The plan request is expected to go before the city’s Municipal Planning Board on May 16 for a special hearing, according to city spokeswoman Samantha Holsten.
The plan amendment request comes as several construction projects are underway within the Lake Nona community.
In October 2021, Tavistock announced plans for a new music-themed Aloft Hotel, part of Marriott Bonvoy’s brand portfolio. Construction is expected to start in early 2022 on the 6-story hotel, which is just north of S.R. 417 and next to Drive Shack.
In March, after the City of Orlando granted a request for taller buildings in Lake Nona, Tavistock filed a site plan for a trio of apartment towers as high as 18 stories consisting of 625 residential units.
Emirati air and travel services provider dnata announced in January it had selected Orlando’s Lake Nona neighborhood as the location for its new U.S. headquarters and will set up shop on the fifth floor of a newly finished office building there.
Walt Disney World will soon have a home in Lake Nona.

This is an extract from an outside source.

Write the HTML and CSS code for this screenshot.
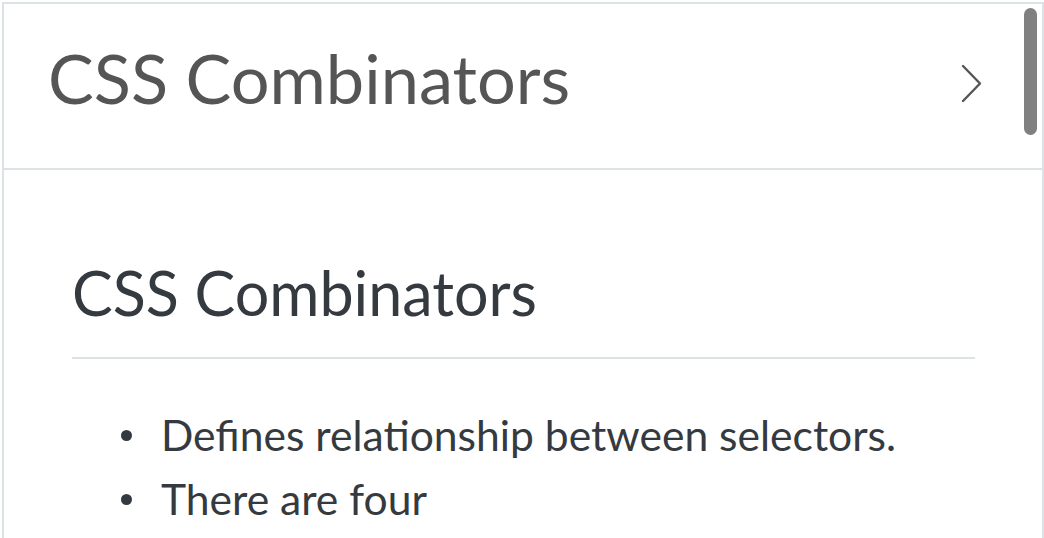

The entertainment and media conglomerate in September paid $46.42 million to secure a 60-acre development site with plans to build 1.8 million square feet of office space across multiple buildings, with a minimum height of four stories. Upon completion, 2,000 employees will be relocated from California.
“I don’t think it’s anybody’s surprise (Lake Nona) has grown like this,” Blakley said. “We’ve certainly grown from what it was —a county club owned by a British family — to become this very vibrant place that has become one of the fastest-growing communities in the area for the last several years. And that’s because we’ve been so thoughtful with our approach to planning by putting all the pieces together.”
The planning never stops, she added.
“Plans are always adjusting,” Blakley said. " You have to adjust to the market; you have to be nimble. One thing we’ve always done a really good job of is being thoughtful about the future and not just looking at the next five to ten years, but looking 50 to 100 years out.”